### Data provided

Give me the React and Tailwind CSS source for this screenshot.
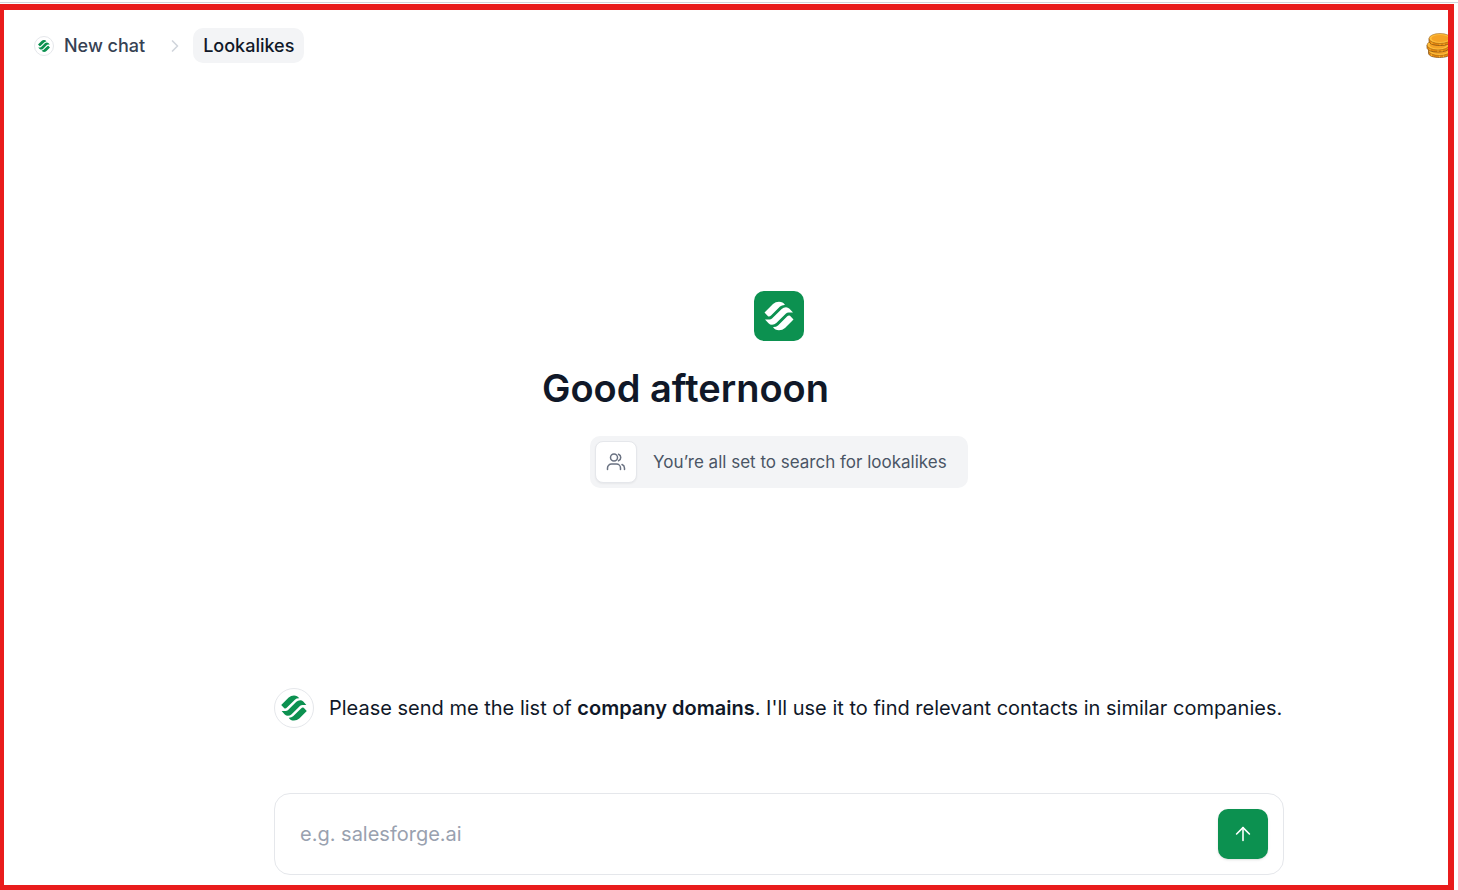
import { ArrowUp, ChevronRight } from "lucide-react";

const hook =
  "M2.500 13.500L11 5Q13.500 2.700 17 2.700Q21 2.700 23 6Q20 5.800 18 7.600L9 16.500Q7.500 18 6 17.300Z";

function Logo({ className }) {
  return (
    <svg viewBox="0 0 34 34" fill="currentColor" className={className} aria-hidden="true">
      <path d={hook} />
      <path d={hook} transform="rotate(180 17 17)" />
      <path d="M3 20.500H7.500Q9 20.500 10 19.600L19.700 9.900Q21.500 8.200 24 8.200Q26 8.200 27.500 9.700L31 13.500H26.500Q25 13.500 24 14.400L14.300 24.100Q12.500 25.800 10 25.800Q8 25.800 6.500 24.300Z" />
    </svg>
  );
}

const coins = [
  { x: 13.5, y: 17.5 },
  { x: 12, y: 12 },
  { x: 14, y: 5.5 },
];

function CoinStack() {
  return (
    <svg viewBox="0 0 26 26" className="size-[26px]" aria-hidden="true">
      {coins.map(({ x, y }) => (
        <g key={y} transform={`translate(${x} ${y})`}>
          <path
            d="M-11 0v2.500C-11 5.500-6 7-0 7S11 5.500 11 2.500V0z"
            fill="#e8890c"
            stroke="#7a4a14"
            strokeWidth="0.700"
          />
          <path d="M-8 3.500v2M0 5v1.700M4 4.800v1.700" stroke="#fbb02c" strokeWidth="1.200" />
          <ellipse rx="11" ry="5" fill="#ffbd3a" stroke="#8f5414" strokeWidth="0.500" />
          <ellipse rx="8.500" ry="3.400" fill="#f5a226" />
        </g>
      ))}
    </svg>
  );
}

function UsersIcon() {
  return (
    <svg viewBox="0 0 20 20" fill="none" stroke="currentColor" strokeWidth="1.500" strokeLinecap="round" strokeLinejoin="round" className="size-5" aria-hidden="true">
      <circle cx="8" cy="5.500" r="3.500" />
      <path d="M1.500 17.500V16a4 4 0 0 1 4-4h5a4 4 0 0 1 4 4v1.500M12.500 2.300a3.400 3.400 0 0 1 0 6.400M16 12.500a4 4 0 0 1 2.500 3.500v1.500" />
    </svg>
  );
}

export default function App() {
  return (
    <div className="flex min-h-screen flex-col bg-white pt-[2px] pr-1 font-['Inter',sans-serif] text-gray-900">
      <div className="-mr-1 mb-px h-px bg-gray-300" />
      <div className="flex flex-1 flex-col overflow-hidden border-[6px] border-b-[5px] border-l-4 border-[#e91c1c]">
        <header className="flex items-center justify-between py-[18px] pl-[30px]">
          <nav className="flex items-center text-lg font-medium">
            <a href="#new" className="flex items-center gap-2.5 text-gray-700">
              <span className="flex size-5 items-center justify-center rounded-full border border-gray-200 text-[#0c9150]">
                <Logo className="size-3.5" />
              </span>
              New chat
            </a>
            <ChevronRight className="mr-2 ml-5 size-5 text-gray-300" strokeWidth={2} />
            <a href="#lookalikes" aria-current="page" className="flex h-[35px] items-center rounded-[10px] bg-gray-100 px-2.5 text-gray-900">
              Lookalikes
            </a>
          </nav>
          <div className="-mr-1 shrink-0">
            <CoinStack />
          </div>
        </header>

        <div className="flex flex-1 flex-col pl-[106px]">
          <main className="mx-auto flex w-full max-w-[1010px] flex-1 flex-col">
            <section className="flex flex-1 flex-col items-center justify-center pt-2.5">
              <div className="flex size-[50px] items-center justify-center rounded-[10px] bg-[#0c9150] text-white">
                <Logo className="size-[34px]" />
              </div>
              <h1 className="mt-6 w-[474px] text-[38px] leading-[47px] font-semibold">Good afternoon</h1>
              <div className="mt-6 flex h-[52px] w-[378px] items-center gap-4 rounded-[10px] bg-gray-100 pl-[5px] text-[17px] leading-7 text-gray-600">
                <span className="flex size-[42px] items-center justify-center rounded-lg border border-gray-200 bg-white text-gray-500 shadow-xs">
                  <UsersIcon />
                </span>
                You’re all set to search for lookalikes
              </div>
            </section>

            <div className="flex items-center gap-[15px]">
              <span className="flex size-10 shrink-0 items-center justify-center rounded-full border border-gray-200 text-[#0c9150]">
                <Logo className="size-[30px]" />
              </span>
              <p className="text-xl">
                Please send me the list of <strong className="font-semibold">company domains</strong>. I'll use it to find relevant contacts in similar companies.
              </p>
            </div>

            <form className="mt-[65px] mb-2.5 flex h-[82px] items-center rounded-2xl border border-gray-200 pr-[15px] pl-[25px]">
              <input
                type="text"
                aria-label="Company domains"
                placeholder="e.g. salesforge.ai"
                className="min-w-0 flex-1 text-xl outline-none placeholder:text-gray-400"
              />
              <button type="button" aria-label="Send" className="flex size-[50px] items-center justify-center rounded-[10px] bg-[#0c9150] text-white shadow-sm">
                <ArrowUp className="size-[22px]" strokeWidth={1.75} />
              </button>
            </form>
          </main>
        </div>
      </div>
    </div>
  );
}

### Problem requirements
Exactly restate the lines from the beginning of the data through the line with "13.500L11 5Q13.500 2.700", and no others, keeping pictures out.

### Exercise solution
Give me the React and Tailwind CSS source for this screenshot.
import { ArrowUp, ChevronRight } from "lucide-react";

const hook =
  "M2.500 13.500L11 5Q13.500 2.700 17 2.700Q21 2.700 23 6Q20 5.800 18 7.600L9 16.500Q7.500 18 6 17.300Z";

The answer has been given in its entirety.